Putting all of these textual elements together, we find that they guarantee the individual right to possess and carry weapons in case of confrontation. This meaning is strongly confirmed by the historical background of the Second Amendment. We look to this because it has always been widely understood that the Second Amendment, like the First and Fourth Amendments, codified a pre-existing right. The very text of the Second Amendment implicitly recognizes the pre-existence of the right and declares only that it “shall not be infringed.”
Thus, with more justification and refutation of dissenting arguments, Justice Scalia makes a compelling and iron-clad case for a Constitutional right of individuals to own and carry weapons for the purposes of self-defense. Many have tried to truncate the meaning of the Second Amendment by allowing for the use of guns for hunting or sporting purposes, but for nothing else. Here, the Supreme Court puts the focus clearly where it belongs: for self defense and the defense of the community. Hunting and other recreational activities are a bonus. And this right can not be infringed by the Government.
With regards to the "preamble" of the Second Amendment, Justice Scalia wrote
The prefatory clause reads: “A well regulated Militia, being necessary to the security of a free State . . . .”
In United States v. Miller, 307 U. S. 174, 179 (1939), we explained that “the Militia comprised all males physically capable of acting in concert for the common defense.” That definition comports with founding-era sources.
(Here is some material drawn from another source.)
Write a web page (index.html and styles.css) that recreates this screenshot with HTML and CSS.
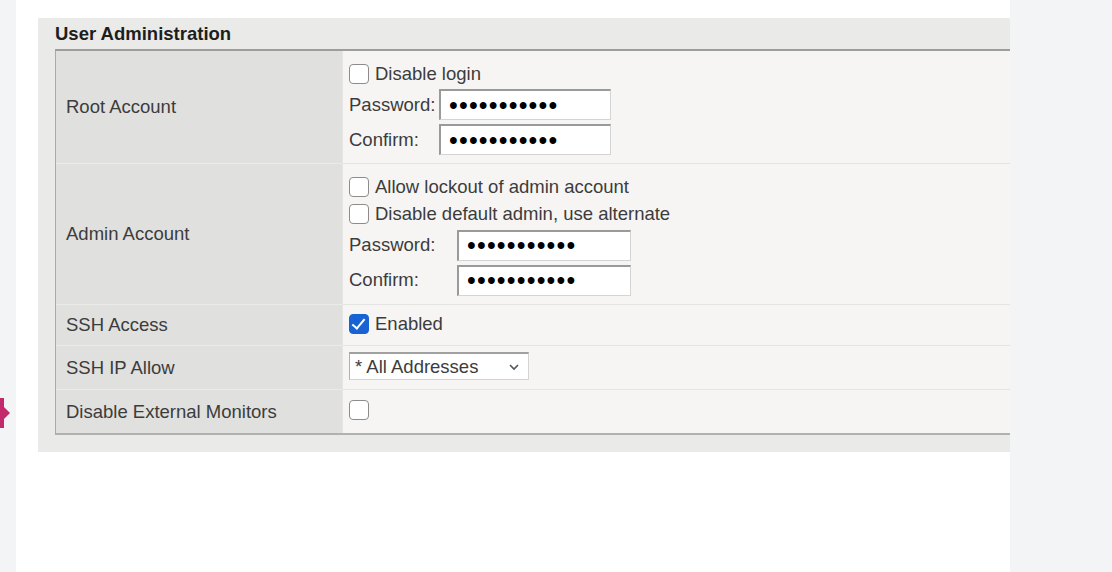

...Unlike armies and navies, which Congress is given the power to create (“to raise . . . Armies”; “to provide . . . a Navy,” Art. I, §8, cls. 12–13), the militia is assumed by Article I already to be in existence. Congress is given the power to “provide for calling forth the militia,” §8, cl. 15; and the power not to create, but to “organiz[e]” it—and not to organize “a” militia, which is what one would expect if the militia were to be a federal creation, but to organize “the” militia, connoting a body already in existence, ibid., cl. 16. This is fully consistent with the ordinary definition of the militia as all able-bodied men. From that pool, Congress has plenary power to organize the units that will make up an effective fighting force.
...Finally, the adjective “well-regulated” implies nothing more than the imposition of proper discipline and training.
...The phrase “security of a free state” meant “security of a free polity,” not security of each of the several States as the dissent below argued,... ...There are many reasons why the militia was thought to be “necessary to the security of a free state.” See 3 Story §1890. First, of course, it is useful in repelling invasions and suppressing insurrections. Second, it renders large standing armies unnecessary—an argument that Alexander Hamilton made in favor of federal control over the militia. The Federalist No. 29, pp. 226, 227 (B. Wright ed. 1961) (A. Hamilton). Third, when the able-bodied men of a nation are trained in arms and organized, they are better able to resist tyranny.
So here we see that "the Militia" is not the National Guard which was not even in existence at the time. And that Militia was not just to provide security for a State, but security against the tyranny:i.e. an out of control government
We reach the question, then: Does the preface fit with an operative clause that creates an individual right to keep and bear arms? It fits perfectly, once one knows the history that the founding generation knew and that we have described above. That history showed that the way tyrants had eliminated a militia consisting of all the ablebodied men was not by banning the militia but simply by taking away the people’s arms, enabling a select militia or standing army to suppress political opponents. This is what had occurred in England that prompted codification of the right to have arms in the English Bill of Rights.
...It is therefore entirely sensible that the Second Amendment’s prefatory clause announces the purpose for which the right was codified: to prevent elimination of the militia. The prefatory clause does not suggest that preserving the militia was the only reason Americans valued the ancient right; most undoubtedly thought it even more important for self-defense and hunting. But the threat that the new Federal Government would destroy the citizens’ militia by taking away their arms was the reason that right—unlike some other English rights—was codified in a written Constitution.
So the Court has now affirmed an individual and Constitutional Right to defend oneself, one's home, and one's community for criminals, invaders and an out of control government.
Clearly cities like New York, Chicago, and most obvious Washington DC will have to rewrite their laws and finally allow law abiding citizens to protect themselves from criminals.
They have, in this decision deemed unconstitutional any law that outlaws self defense.